Daily Mail
May 29, 2014
UK taxpayers are spending £30million-a-year sending child benefit to families who live abroad across the European Union.
David Cameron has admitted it is ‘impossible’ to stop the cash being exported each year by migrant workers whose families are spread across the continent.
But in the wake of the UKIP triumph in the European and local elections, he faces growing pressure from Tory MPs to act now, with calls for a bar on claiming welfare for up to five years after arriving in Britain.
New figures show that last year the British taxpayer paid child benefit to 20,400 families, covering 34,268 children.
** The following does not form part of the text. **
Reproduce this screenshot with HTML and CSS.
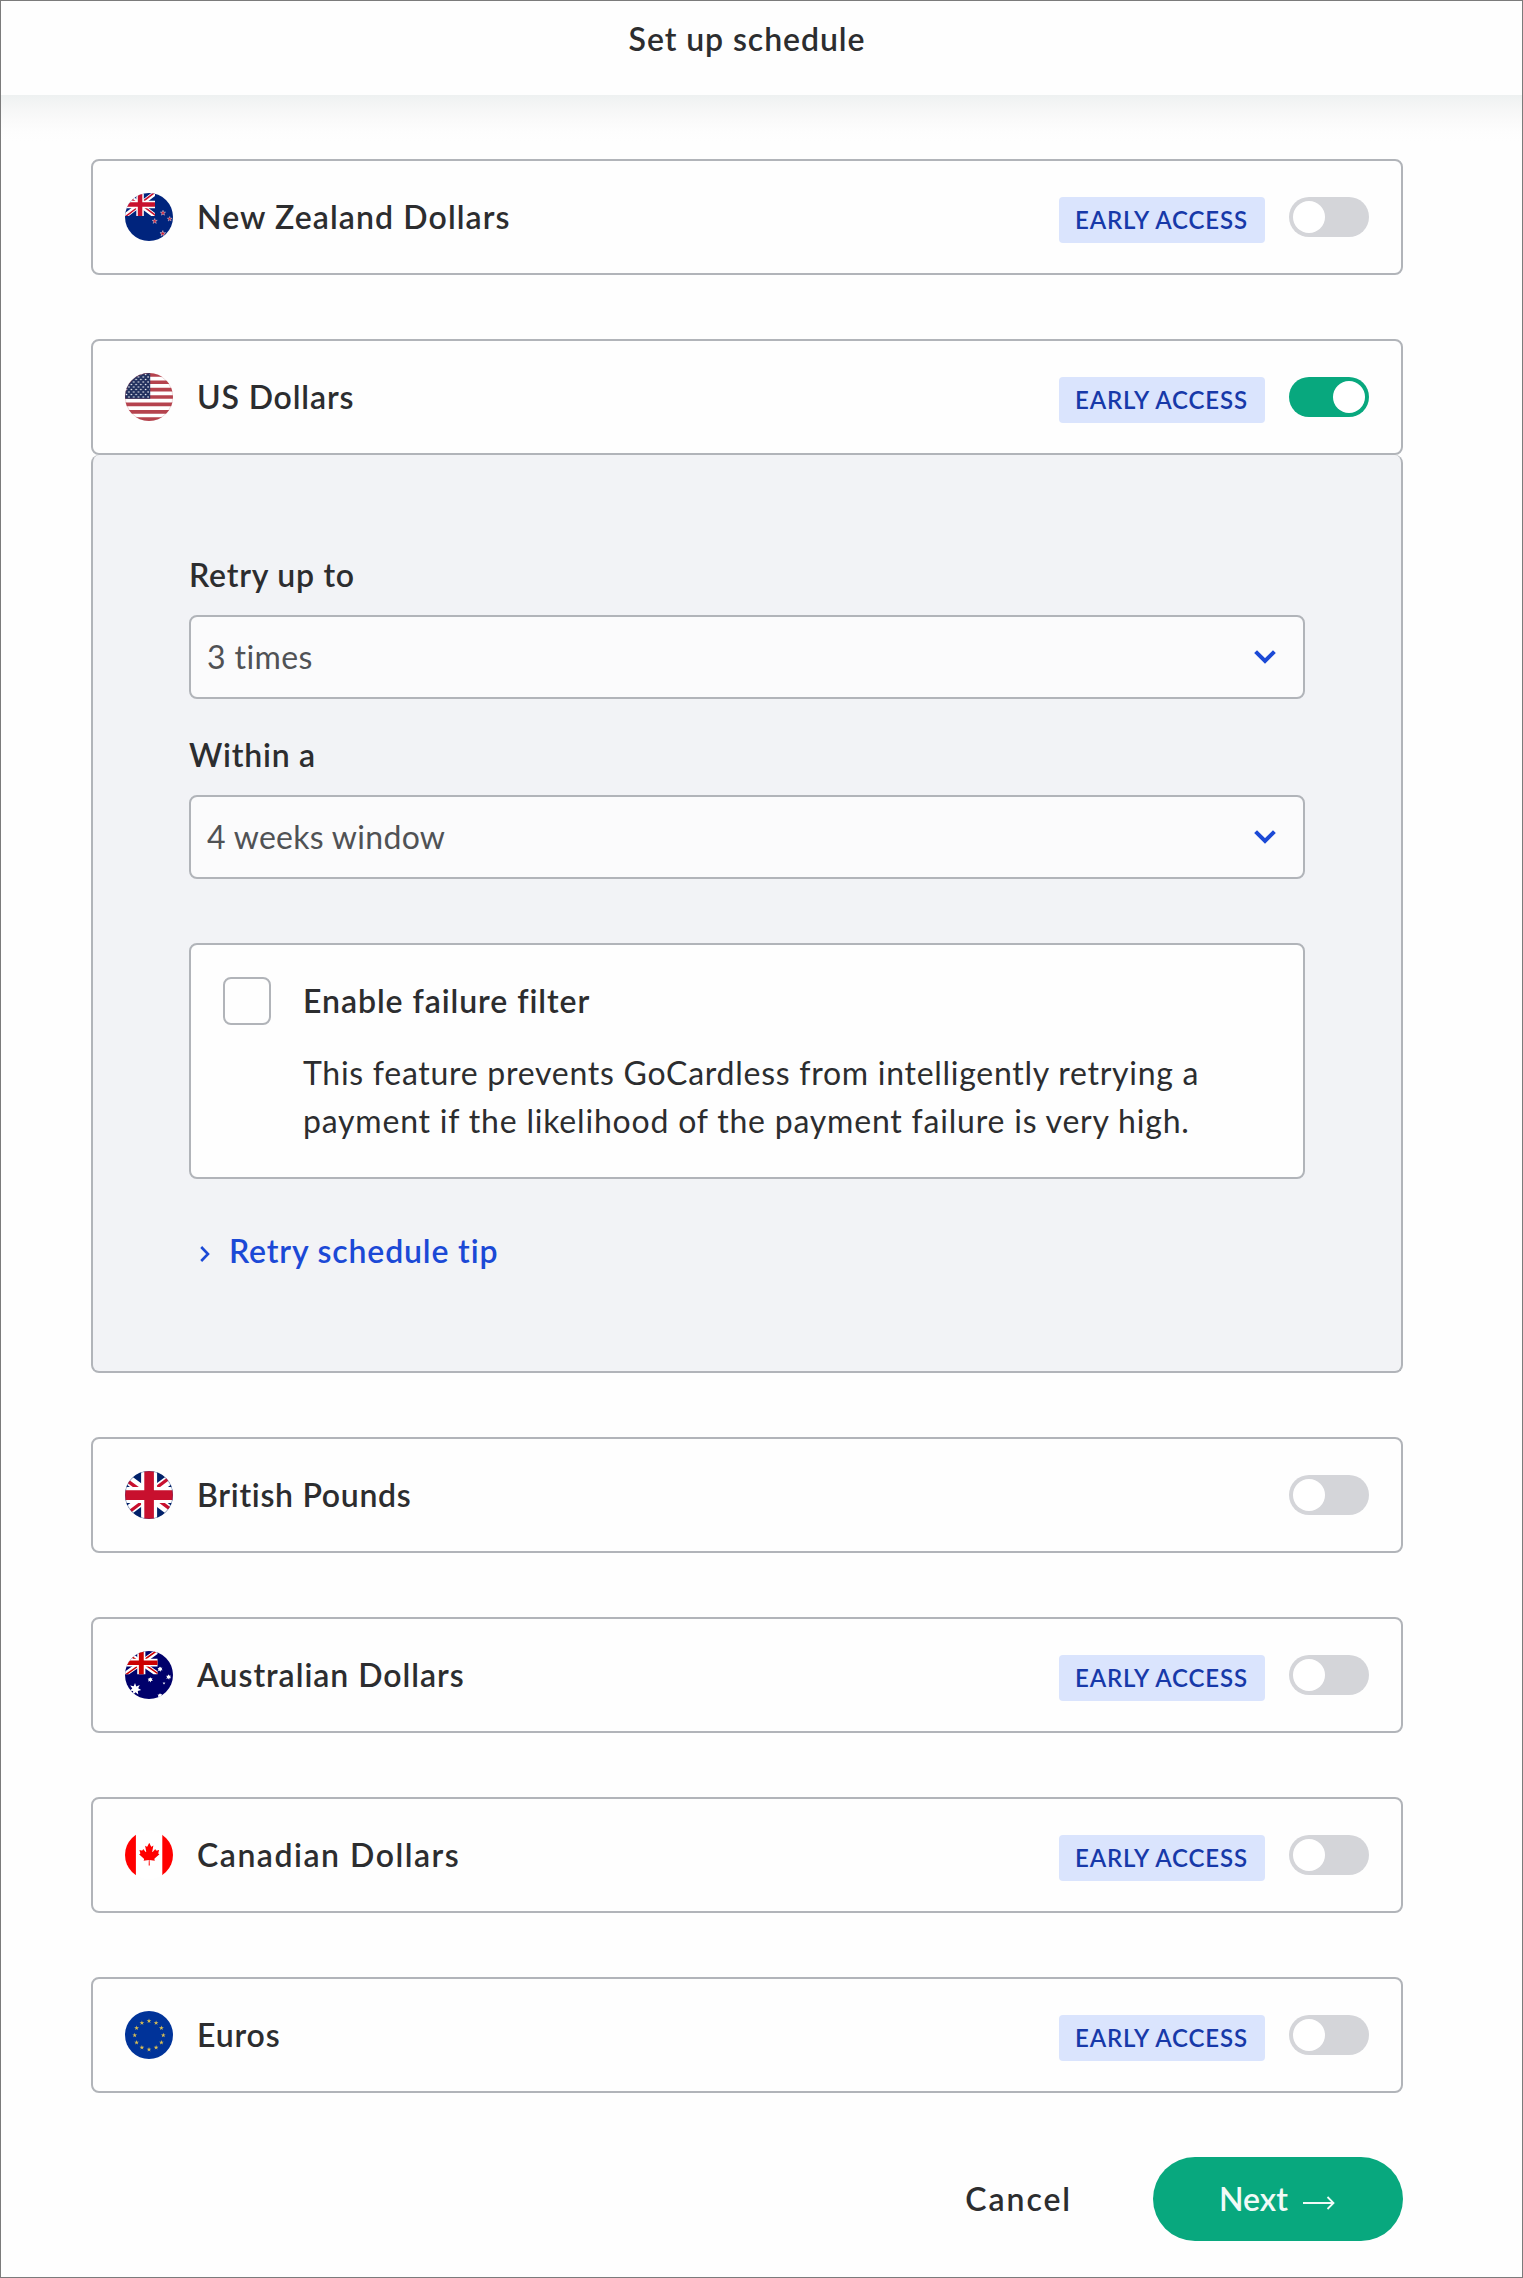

Child benefit is paid at £20.30 a week for the first child and £13.40 for every other child, regardless of parental income. It means the total bill for children living overseas is up to £30million-a-year.
There has been a slight fall since 2012, when an extra 3,682 families claimed child benefit abroad.
Almost two-thirds of the families are in Poland, claiming for 22,093 children. People in the UK are also sending child benefit to 1,231 families in Ireland for 2,505 children.
A further 1,215 in Lithuania, 797 in Latvia, 789 in France, 692 in Slovakia and 600 in Spain are all receiving child benefit from the UK Treasury.
UKIP leader Nigel Farage has capitalised on warnings that the UK cannot control its own borders or welfare system while it remains a member of the European Union.
Mr Farage said the Government’s three-month ban on migrants claiming benefits in Britain was not long enough. He said there should be a five year block on allowing immigrants to get any benefits.
He said: “We must be completely mad to be giving people from Eastern Europe in-work benefits.’
Mr Cameron has vowed to tackle the problem as part of his plan to claw back powers from Brussels before staging an in-out EU referendum before 2017.
But he admits that until his negotiations begin, after the 2015 election, it is virtually impossible to stop the money being sent abroad.